#### EXERCISE
All the data must come back unchanged, except that pictures are left out.

#### GIVEN DATA
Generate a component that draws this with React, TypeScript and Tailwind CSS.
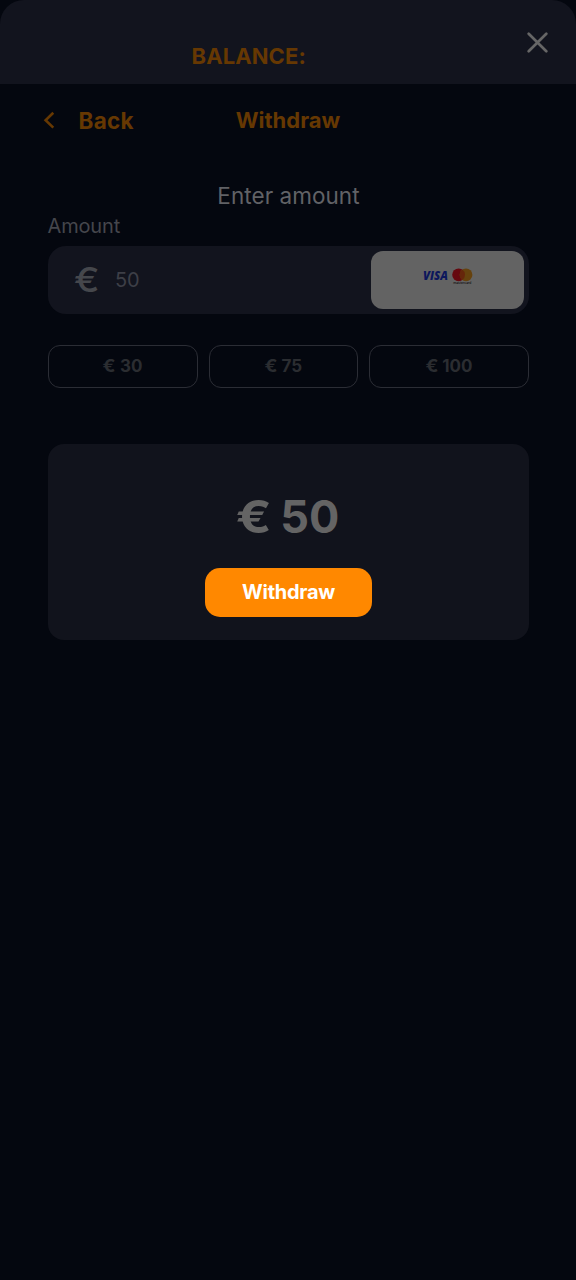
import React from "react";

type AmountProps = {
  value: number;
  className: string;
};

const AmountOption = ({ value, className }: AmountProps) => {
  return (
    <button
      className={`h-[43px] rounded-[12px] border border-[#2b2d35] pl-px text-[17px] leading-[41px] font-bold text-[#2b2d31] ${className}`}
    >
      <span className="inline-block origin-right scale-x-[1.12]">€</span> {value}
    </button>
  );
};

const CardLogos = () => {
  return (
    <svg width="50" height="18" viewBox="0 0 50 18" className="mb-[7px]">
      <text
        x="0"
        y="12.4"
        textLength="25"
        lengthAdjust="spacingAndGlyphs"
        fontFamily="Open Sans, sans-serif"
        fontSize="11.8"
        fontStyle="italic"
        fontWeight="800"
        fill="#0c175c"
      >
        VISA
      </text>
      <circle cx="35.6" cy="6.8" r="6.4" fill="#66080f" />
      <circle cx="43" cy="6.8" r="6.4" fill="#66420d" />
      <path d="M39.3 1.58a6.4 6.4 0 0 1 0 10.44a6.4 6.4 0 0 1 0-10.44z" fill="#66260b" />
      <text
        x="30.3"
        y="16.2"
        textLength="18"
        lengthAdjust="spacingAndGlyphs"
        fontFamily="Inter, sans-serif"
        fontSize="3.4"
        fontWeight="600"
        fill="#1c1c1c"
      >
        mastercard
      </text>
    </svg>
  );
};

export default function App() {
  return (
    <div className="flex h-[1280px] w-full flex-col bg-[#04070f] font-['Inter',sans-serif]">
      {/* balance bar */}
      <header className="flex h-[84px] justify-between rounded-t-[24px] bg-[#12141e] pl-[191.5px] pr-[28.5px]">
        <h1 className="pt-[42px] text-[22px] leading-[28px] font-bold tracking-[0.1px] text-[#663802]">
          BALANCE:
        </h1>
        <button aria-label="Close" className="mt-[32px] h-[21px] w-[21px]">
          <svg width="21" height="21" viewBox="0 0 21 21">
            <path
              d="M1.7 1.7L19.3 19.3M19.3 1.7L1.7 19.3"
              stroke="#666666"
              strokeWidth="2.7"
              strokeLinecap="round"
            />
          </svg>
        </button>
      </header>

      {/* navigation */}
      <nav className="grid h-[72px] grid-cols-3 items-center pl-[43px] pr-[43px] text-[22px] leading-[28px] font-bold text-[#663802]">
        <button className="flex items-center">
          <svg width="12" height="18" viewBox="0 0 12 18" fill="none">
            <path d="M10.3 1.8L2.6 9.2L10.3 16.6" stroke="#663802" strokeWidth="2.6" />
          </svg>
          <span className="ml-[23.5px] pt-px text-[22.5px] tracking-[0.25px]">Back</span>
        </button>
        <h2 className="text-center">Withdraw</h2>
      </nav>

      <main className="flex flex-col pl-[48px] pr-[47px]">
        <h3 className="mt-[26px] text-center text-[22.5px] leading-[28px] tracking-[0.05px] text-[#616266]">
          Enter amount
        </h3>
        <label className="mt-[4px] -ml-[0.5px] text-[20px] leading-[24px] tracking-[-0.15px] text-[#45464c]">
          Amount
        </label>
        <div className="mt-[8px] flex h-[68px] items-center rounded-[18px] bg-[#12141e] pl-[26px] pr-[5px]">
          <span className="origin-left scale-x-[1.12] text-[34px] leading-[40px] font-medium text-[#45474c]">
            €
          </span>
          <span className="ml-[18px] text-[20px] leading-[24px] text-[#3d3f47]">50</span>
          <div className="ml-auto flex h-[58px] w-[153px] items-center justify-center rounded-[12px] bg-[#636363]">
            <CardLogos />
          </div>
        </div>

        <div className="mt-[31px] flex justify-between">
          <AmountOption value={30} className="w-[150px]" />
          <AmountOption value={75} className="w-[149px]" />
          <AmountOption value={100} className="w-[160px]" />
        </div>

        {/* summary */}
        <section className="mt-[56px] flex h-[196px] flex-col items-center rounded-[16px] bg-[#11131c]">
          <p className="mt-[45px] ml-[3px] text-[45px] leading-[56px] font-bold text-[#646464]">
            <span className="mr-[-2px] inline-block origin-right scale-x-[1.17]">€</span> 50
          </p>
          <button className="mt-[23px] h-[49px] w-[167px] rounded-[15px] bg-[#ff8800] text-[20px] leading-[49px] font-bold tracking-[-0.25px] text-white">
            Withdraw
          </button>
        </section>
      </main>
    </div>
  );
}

#### SOLUTION FOR THIS PROBLEM
Generate a component that draws this with React, TypeScript and Tailwind CSS.
import React from "react";

type AmountProps = {
  value: number;
  className: string;
};

const AmountOption = ({ value, className }: AmountProps) => {
  return (
    <button
      className={`h-[43px] rounded-[12px] border border-[#2b2d35] pl-px text-[17px] leading-[41px] font-bold text-[#2b2d31] ${className}`}
    >
      <span className="inline-block origin-right scale-x-[1.12]">€</span> {value}
    </button>
  );
};

const CardLogos = () => {
  return (
    <svg width="50" height="18" viewBox="0 0 50 18" className="mb-[7px]">
      <text
        x="0"
        y="12.4"
        textLength="25"
        lengthAdjust="spacingAndGlyphs"
        fontFamily="Open Sans, sans-serif"
        fontSize="11.8"
        fontStyle="italic"
        fontWeight="800"
        fill="#0c175c"
      >
        VISA
      </text>
      <circle cx="35.6" cy="6.8" r="6.4" fill="#66080f" />
      <circle cx="43" cy="6.8" r="6.4" fill="#66420d" />
      <path d="M39.3 1.58a6.4 6.4 0 0 1 0 10.44a6.4 6.4 0 0 1 0-10.44z" fill="#66260b" />
      <text
        x="30.3"
        y="16.2"
        textLength="18"
        lengthAdjust="spacingAndGlyphs"
        fontFamily="Inter, sans-serif"
        fontSize="3.4"
        fontWeight="600"
        fill="#1c1c1c"
      >
        mastercard
      </text>
    </svg>
  );
};

export default function App() {
  return (
    <div className="flex h-[1280px] w-full flex-col bg-[#04070f] font-['Inter',sans-serif]">
      {/* balance bar */}
      <header className="flex h-[84px] justify-between rounded-t-[24px] bg-[#12141e] pl-[191.5px] pr-[28.5px]">
        <h1 className="pt-[42px] text-[22px] leading-[28px] font-bold tracking-[0.1px] text-[#663802]">
          BALANCE:
        </h1>
        <button aria-label="Close" className="mt-[32px] h-[21px] w-[21px]">
          <svg width="21" height="21" viewBox="0 0 21 21">
            <path
              d="M1.7 1.7L19.3 19.3M19.3 1.7L1.7 19.3"
              stroke="#666666"
              strokeWidth="2.7"
              strokeLinecap="round"
            />
          </svg>
        </button>
      </header>

      {/* navigation */}
      <nav className="grid h-[72px] grid-cols-3 items-center pl-[43px] pr-[43px] text-[22px] leading-[28px] font-bold text-[#663802]">
        <button className="flex items-center">
          <svg width="12" height="18" viewBox="0 0 12 18" fill="none">
            <path d="M10.3 1.8L2.6 9.2L10.3 16.6" stroke="#663802" strokeWidth="2.6" />
          </svg>
          <span className="ml-[23.5px] pt-px text-[22.5px] tracking-[0.25px]">Back</span>
        </button>
        <h2 className="text-center">Withdraw</h2>
      </nav>

      <main className="flex flex-col pl-[48px] pr-[47px]">
        <h3 className="mt-[26px] text-center text-[22.5px] leading-[28px] tracking-[0.05px] text-[#616266]">
          Enter amount
        </h3>
        <label className="mt-[4px] -ml-[0.5px] text-[20px] leading-[24px] tracking-[-0.15px] text-[#45464c]">
          Amount
        </label>
        <div className="mt-[8px] flex h-[68px] items-center rounded-[18px] bg-[#12141e] pl-[26px] pr-[5px]">
          <span className="origin-left scale-x-[1.12] text-[34px] leading-[40px] font-medium text-[#45474c]">
            €
          </span>
          <span className="ml-[18px] text-[20px] leading-[24px] text-[#3d3f47]">50</span>
          <div className="ml-auto flex h-[58px] w-[153px] items-center justify-center rounded-[12px] bg-[#636363]">
            <CardLogos />
          </div>
        </div>

        <div className="mt-[31px] flex justify-between">
          <AmountOption value={30} className="w-[150px]" />
          <AmountOption value={75} className="w-[149px]" />
          <AmountOption value={100} className="w-[160px]" />
        </div>

        {/* summary */}
        <section className="mt-[56px] flex h-[196px] flex-col items-center rounded-[16px] bg-[#11131c]">
          <p className="mt-[45px] ml-[3px] text-[45px] leading-[56px] font-bold text-[#646464]">
            <span className="mr-[-2px] inline-block origin-right scale-x-[1.17]">€</span> 50
          </p>
          <button className="mt-[23px] h-[49px] w-[167px] rounded-[15px] bg-[#ff8800] text-[20px] leading-[49px] font-bold tracking-[-0.25px] text-white">
            Withdraw
          </button>
        </section>
      </main>
    </div>
  );
}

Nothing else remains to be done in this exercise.